Сейчас я работаю над фильмом о русских эмигрантах, аристократах, которые участвовали во французском Сопротивлении и, к недоумению немцев, жертвовали собой, чтобы спасти еврейских детей. И меня опять занимает вопрос: как я буду снимать артиста, а не реальных людей, чтобы создать ощущение реальной жизни. Ведь сегодня кино очень часто заранее говорит — «это не реальная жизнь, мы вас развлекаем». С большей или меньшей степенью успешности это делает Голливуд. Язык телевидения окончательно девальвировал уникальность изображения и человеческого лица. Но когда вы видите крупный план человека, которому нечего терять, который говорит последние слова перед тем, как расстаться с жизнью,— вы сразу поймете где актер, а где реальный человек. Меня сегодня больше всего волнует, как ни странно это звучит, правда человеческого взгляда и чувства. Если она появляется с экрана, то зритель перестает жевать попкорн.

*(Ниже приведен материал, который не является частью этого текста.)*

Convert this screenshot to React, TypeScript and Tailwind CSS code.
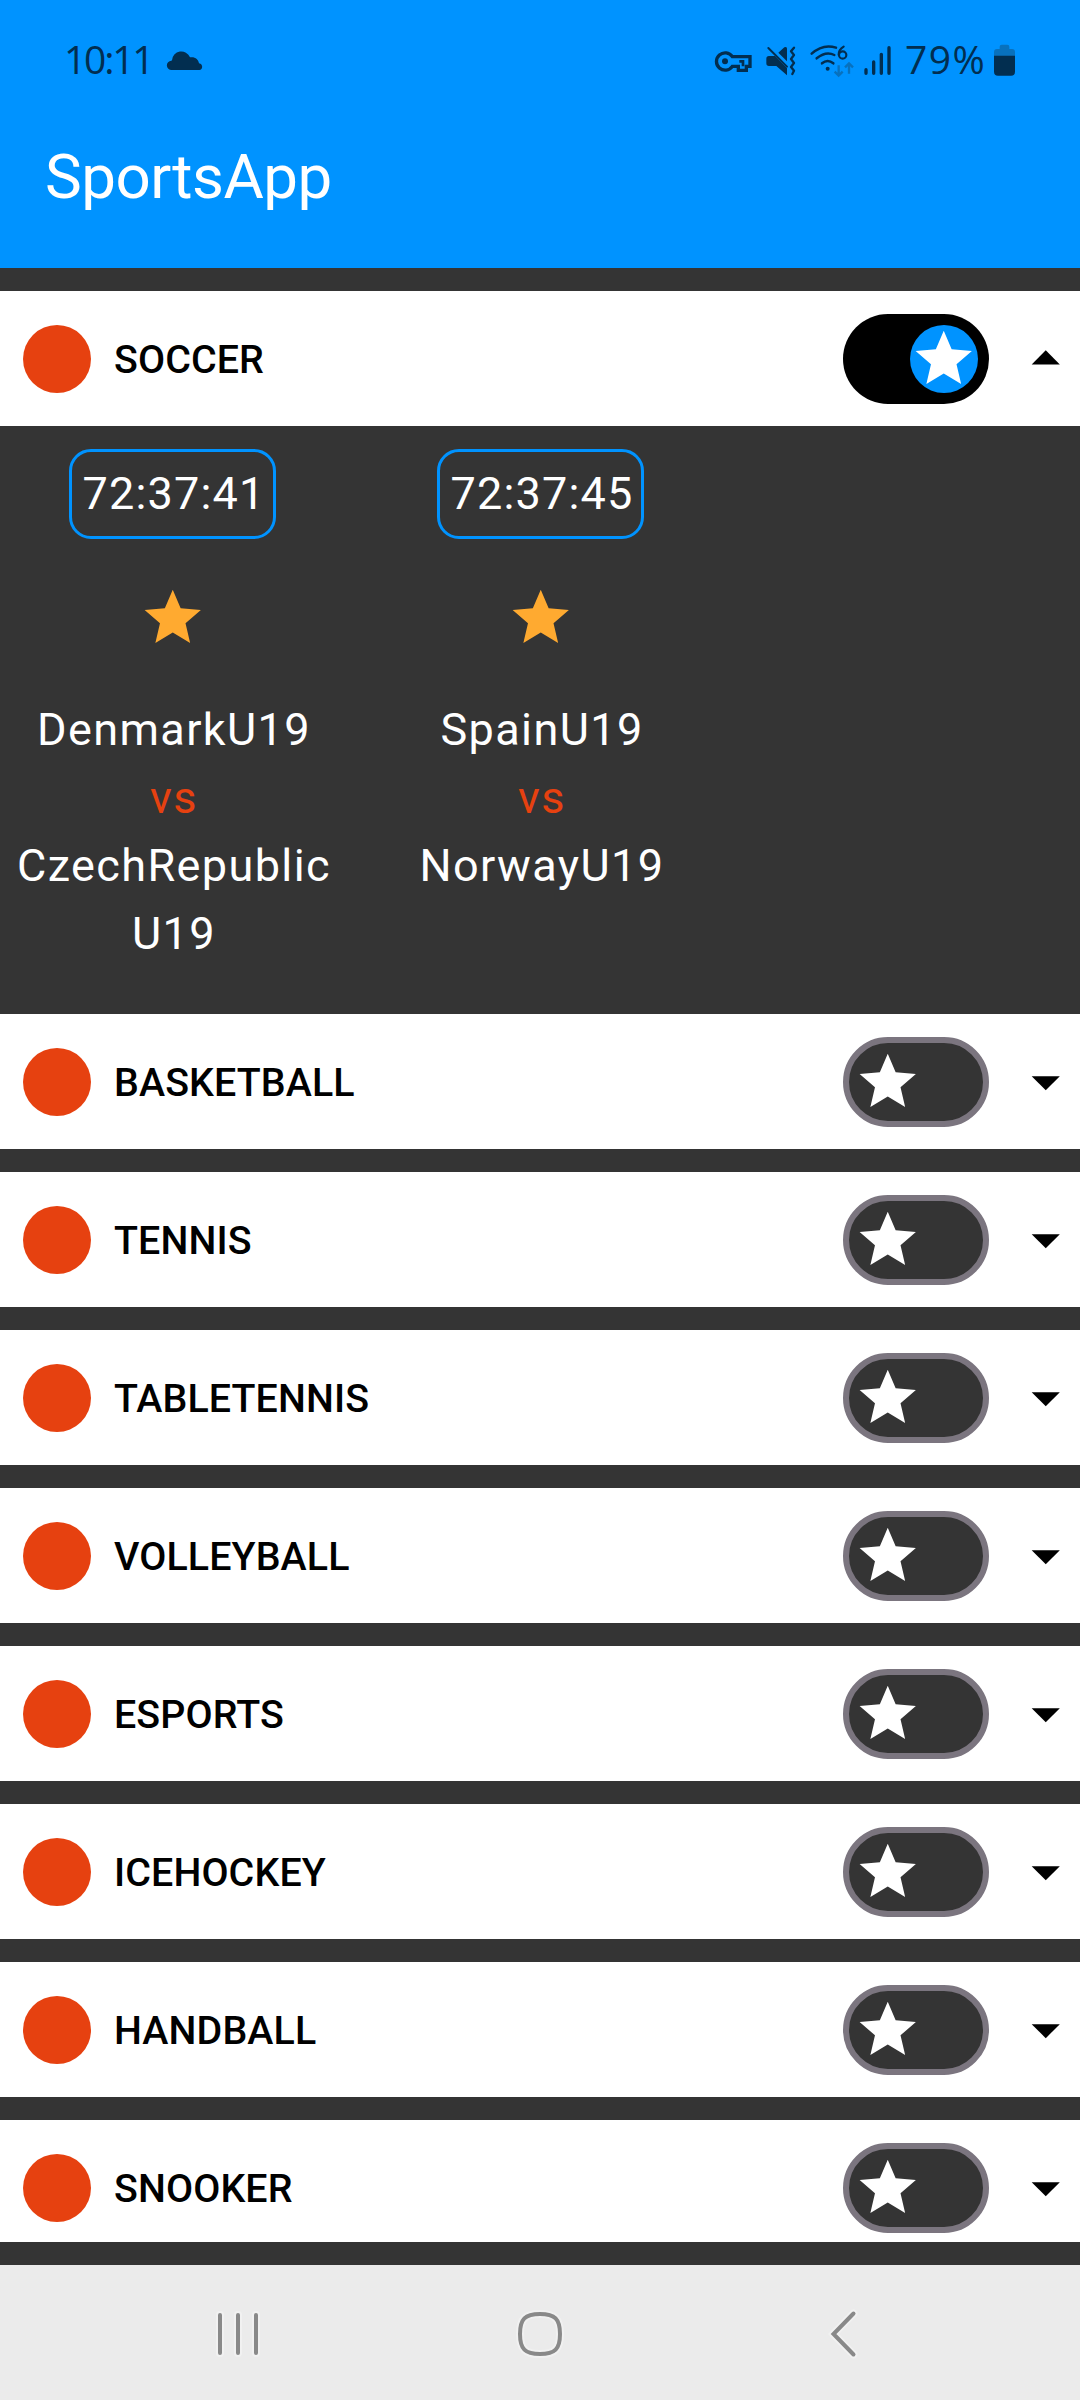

— Получается, сегодня как никогда вы заняты философскими вопросами о природе кино? А коммерческие перспективы и признание, которое получит фильм, волнуют вас меньше?
— Мне интересно решить свою «теорему Пифагора», а не то, чтобы все узнали о моем открытии. Эйнштейн говорил, что у природы очень простые законы. Ему возражали: но почему тогда только гении, как вы, способны их открывать? Эйнштейн отвечал: у природы очень тихий голос, а у меня очень хороший слух. У кино тоже очень простые законы, а голос очень тихий.
— И все же — что ждет картину с нецензурной лексикой и отсутствием коммерческих манков у нас на родине после Венеции?
— Дело не в огромных залах, массовках и не в 3D. Раз фильм делался на коленке, меня вполне удовлетворит показ в одном кинотеатре или даже дома на мониторе, если только мой зритель не жует.